Southern First Bank
Southern First is a $4.4B relationship-first bank (NASDAQ: SFST) built on a high-touch ClientFIRST model, with a deep mortgage book (1,119 HMDA originations in 2024) and heavy CRE/C&I lending. It is further along than most peers on one product: mortgages have a real online application at mortgageapp.southernfirst.com, complete with a pick-your-mortgage-executive step. But that is the only line a borrower can start online, no rates are published anywhere, and every other product (home equity, HELOC, personal loans, and all business/commercial lending) ends at 'contact your Southern First banker.' At this origination volume, the missing piece is a single branded, verify-as-you-go front door that captures and qualifies demand across the whole lineup, not just mortgage.
The borrower journey today
How a prospective borrower actually moves through Southern First’s digital properties right now, line by line.
What we’d change
Mortgage proves you can do digital intake, the rest of the lineup doesn't
Southern First already runs a branded online mortgage application, so the organizational will and the borrower appetite are both proven. Yet home equity, personal, and the entire commercial book have no apply button. Demand that lands on those pages at 9pm has nowhere to go but a 'call us' line, which is exactly where high-intent borrowers leak to a competitor.
No published rates means no top-of-funnel capture
Every lending page routes pricing questions to a phone number. A rate-curious borrower comparing options can't get even a ballpark estimate without a call, so the bank never learns who they are. An optional instant estimate off the bank's own rate card converts that anonymous traffic into a verified, contactable lead.
Relationship-first and self-serve aren't opposites
The ClientFIRST model is the bank's franchise, and it doesn't have to be traded away.
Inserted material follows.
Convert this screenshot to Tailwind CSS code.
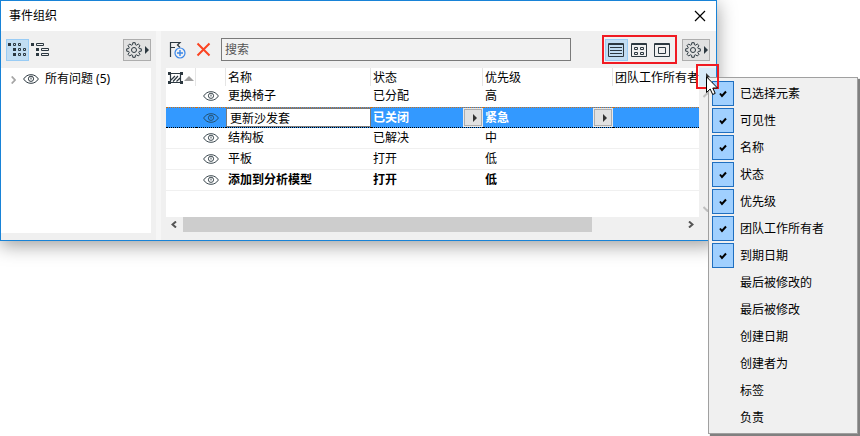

A white-label intake still hands every borrower to the right banker by name; it just does the identity, income, employment, and property verification up front so that first human conversation starts from a qualified, complete file instead of a blank one.
Commercial intake is fully manual at the bank's most complex tier
With a heavy CRE/C&I book, the slowest files to verify (beneficial ownership, guarantor identity, business financials) all begin as a phone call or email. That means document chase, VOE calls, and re-keying before anything reaches a credit decision. A verify-as-you-go front door collects business and owner data plus financial verification at the point of interest.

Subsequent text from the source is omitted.